TFF, bu sabah yayınladığı basın bülteni ile, TFF, ligleri tamamlamak istediğini, 10 alternatifli senaryo belirlediğini, Mayıs ayı başında durum değerlendirmesi yapacağını duyurmuştu.
TFF, basın bülteninde UEFA’nın da liglerin bitirilmesi yönünde beklentisi olduğunu, bu konuda federasyonlara mektup gönderdiğini açıklamıştı.
TFF, mektuptaki çok önemli bir detayı açıklamaktan kaçınmış.
L’Equipe gazetesinde yayınlanan habere göre, UEFA, ulusal federasyonları ligleri tamamlamaya davet ettikten sonra Belçika’da olduğu gibi, liglerin maçlar tamamlanmadan bitirilmesine dair kararların erken alınmış ve gerekçesiz kararlar olacağını ifade etmiş. (EKLEME: The Guardian’daki haber: https://tinyurl.com/tewrdud, The New York Times’daki haber: https://tinyurl.com/wg88p5x)
UEFA, liglerin maçlar tamamlanmadan sona erdirilmesi halinde o ligde oynayan kulüplerin Şampiyonlar Ligi’ne ve Avrupa Ligi’ne alınmayacağını bildirmiş.
UEFA’nın bu tehdidi boş. Bu tehdit hukuka aykırı.
Her gün binlerce insanın ölümüne neden olan bir salgın etkisini gün geçtikçe artırırken, devletler seyahat özgürlüğünü kısıtlarken ve tüm spor karşılaşmalarını askıya almışken, bir dernek kamu sağlığı ile ilgili alınan önlemleri yok sayamaz. Bu dernek federasyonlar üzerinden devletlere talimat veremez.
Almanya, Fransa gibi devletler UEFA’yı dinlemeyecek. UEFA’ya çok sert tepki verecekler. Bu devletler, virüsün etkisi geçmedikçe maçların oynanmasına izin vermeyecek. Peki UEFA ne yapacak? Alman ve Fransız takımlarını Avrupa kupalarına kabul etmeyecek mi?
Her şeyden önce UEFA’ya çelişkili davranışlarını sormalı.
UEFA, Mayıs, Haziran ve Temmuz aylarındada oynanması gereken maçları ve turnuvaları belirsiz bir süre için erteledi.
- Haziran ayında oynanması gereken milli maçlar ertelendi. EURO 2020 play-off maçları ve UEFA Kadınlar Avrupa Şampiyonası eleme maçları ertelendi.
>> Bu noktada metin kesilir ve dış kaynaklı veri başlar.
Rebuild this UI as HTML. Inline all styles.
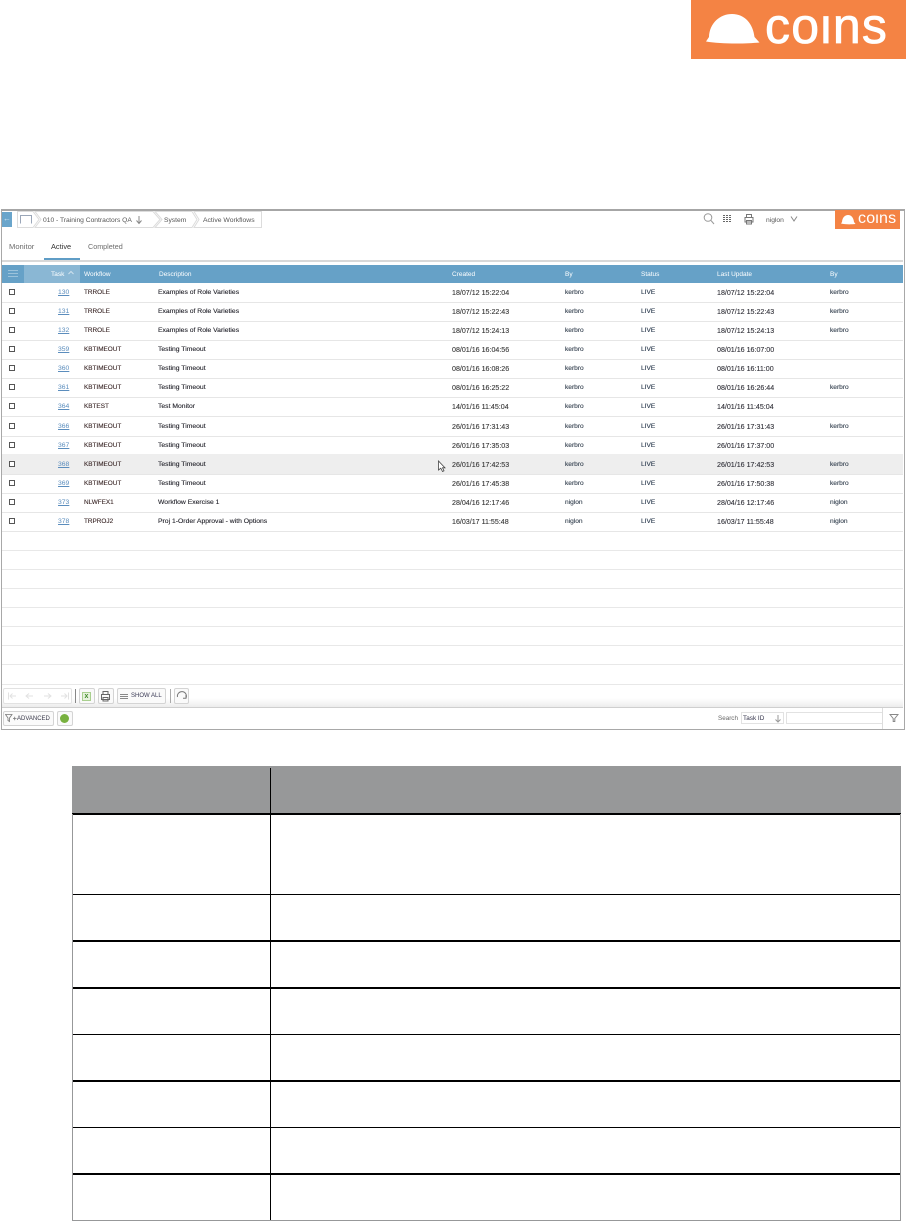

- Temmuz ayında gerçekleşmesi planlanan 19 yaş altı Kadınlar ve Erkekler Avrupa Şampiyonaları ertelendi.
Madem ligler bitirilebilecek; neden UEFA milli maçları Temmuz ayında oynatmıyor?
UEFA, güvenlikten sorumlu olacağı turnuvaları düzenlemekten imtina ediyor ve ama ulusal federasyonları maç oynatmaya zorluyor.
UEFA’nın Dünya Sağlık Örgütü’nden (WHO) rapor alıp almadığını, merkezinin bulunduğu İsviçre’de hükümetle fikir alışverişi yapıp yapmadığını bilmiyoruz. Hangi veriye dayanarak ulusal federasyonları tehdit ettiğini tahmin etmek güç.
Koronavirüs salgını nasıl bir yol izler; etkisi azalır mı artar mı bilinmez. Farklı öngörüler dile getiriliyor. Salgının Nisan sonunda tepe noktasına erişip Mayıs ayı içinde etkisini kaybetmeye başlayacağı iddia ediliyor.
Virüs etkisini azaltmazsa, her gün binlerce insan ölmeye devam ederse, maçlar oynatılamaz. Oynatılmamalı!
Avrupa devletleri UEFA’ya hak ettiği yanıtı verecektir. Maalesef Türk devletinden şüpheliyim. UEFA’nın her tehdidine boyun eğen bir iktidar bizi yönetiyor. Salgında bile kamu sağlığı ile ilgilenmek yerine toplumu ayrıştırmaya mesai harcayan bu hükümet, kulüplerin Avrupa’dan yasaklanmasını göze alamaz. Trabzonspor, Galatasaray, Beşiktaş taraftarları hükümete karşı birleşir. Taraftar grupları yürüyüşler düzenler, hükümeti yüksek sesle protesto eder. Toplumsal olaylar bile çıkabilir.
Umarım bu sefer hükümet toplumu, kamu sağlığını dikkate alır ve UEFA’ya tepkisini gösterir.